Saturday, February 20, 2010

Travel Update

Been a while since I've blogged my route, so here's a brief update:


After leaving Sapa, had a brief stopover in Hanoi to see Ho Chi Minh's embalmed corpse (I'm not convinced it isn't just a Madame Toussaud's mockup) and have one last bowl of Hanoi-style Pho before heading south to Ninh Binh, the gateway town to Tam Coc. Also known as "Halong Bay on the Rice Paddies," Tam Coc is a place where, for 60,000 dong, a local will paddle you along the Boi River through the forest of karst cliffs jutting up amid stretches of rice paddies where workers toil on the water's edge. The three hour trip also includes a few caves that the river has carved into the cliffs.

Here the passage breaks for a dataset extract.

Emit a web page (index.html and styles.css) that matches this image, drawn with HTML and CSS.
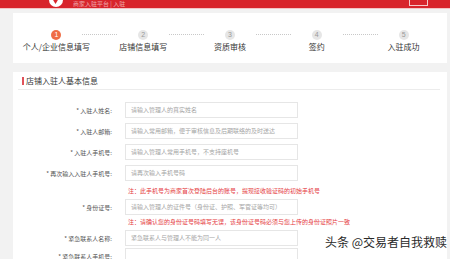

At the end of the trip, our boat captain, a middle aged mother of two, unfurled a huge sheet stuffed with embroidered cloth, T-shirts and postcards and urged us to buy. Over the course of the trip, we'd discovered that the young mother of two works two days each month rowing boats on the river, and spends the rest of her time in the rice fields. She lives on about 600,000 dong per month, or about $35. Plus, she had rowed us for three hours in the boiling heat and was friendly and chatty the whole time. I couldn't say no. So my mom is getting an embroidered illustration of two Vietnamese women walking in a field.


That night, I boarded a bus to Hoi An after a horrendous ordeal with the bus company mafia (see later post) that almost left me stranded in Nin Binh. I'd booked a room there for four nights, thinking it would be a good idea to get some relaxation in after a few weeks of constant traveling. The town was nice, but I could have done with only two days. It's a quaint little riverside place with great French colonial architecture and a nice white sand beach about two miles outside town, but it's far too touristy for me. The entire old quarter of the city has been taken over by tailor's shops (it's a big draw here to have a suit or dress custom made for dirt cheap) art boutiques, overpriced souvenir vendors and hotels. And the population on any given day is probably 50 percent European tourists, 50 percent locals. It's pretty, but not a city with much character. Although we did have a nice time chatting with fellow travelers there and whiling away the days on the beach.


From Hoi An, I caught a bus to Nin Binh, hoping to book a hotel room when I arrived the next morning. I didn't, however, count on Nin Binh being the Vietnamese version of Orlando, Fla. And, with most of the nation having a week off for the Tet holiday, literally every hotel, guesthouse and hostel in the city was completely booked. I spent two hours going door-to-door looking for a room before one hotel owner told me I could sleep in her bedroom for the night, while she took the couch.


Much like Hoi An, Nin Binh hasn't really tickled my fancy. It's got a nice beach and is a great place to relax with a great nightlife, but it's also filled with tourists. Still, it's been a good enough time. I met up with a couple of friends I'd met in Sapa and rented bikes for a day to tool around the city, then we went on a party boat to some surrounding islands the next day. Quite the experience--after some time snorkeling on one of the islands' coral reefs and eating lunch on the boat, the crew busted out a rickety drum set, an old electric guitar, a bass and a tambourine and announced that they were Vietnam's newest and greatest boy band. Then they launched into a musical tour of every nationality represented on the boat, forcing a representative from each country to come onstage and join their performance. Other highlights of the tour were the floating bar--basically a large bouey in the water where a crew member serves free cocktails to anyone willing to jump in and get them--watching the Vietnamese tourists perform Karaoke, and nearly losing two members of our tour after they attempted to sneak onto nicer boat while we were docked. When the boat began to pull away, they were forced to jump ship and swim back to our boat, making it back just in time for the boat to pull right back up next to us. The bars here are quite fun, and my nights have been spent sampling the local cocktails while mingling with other travelers we meet day to day.


Tomorrow, I'll head to Mui Ne; yet another beach town, but much smaller and with huge sand dunes outside town that are supposed to be pretty fun to sled down. If I can book a ticket before the bus fills up, I'll be in Saigon the next day, do a quick day trip in the Mekong delta, then on to Cambodia!


Floating bar!

Nico and the boy band sing for Ireland. Notice the elderly man wearing a coconut bra in the lower right corner.

Nha Trang beach.

Hoi An's riverside at dusk.

Hoi An's French colonial architecture.

View from the sleeper bus window along the Hai Van pass, one of the world's most storied coastal roads, where mountains jut up on one side of the highway, and the open sea borders the other.

Workers toiling in the rice paddies, Tam Coc.

"Halong Bay on the rice paddies"--Tom Cac, Vietnam.

The woman who rowed us through the karst formations in Tam Coc.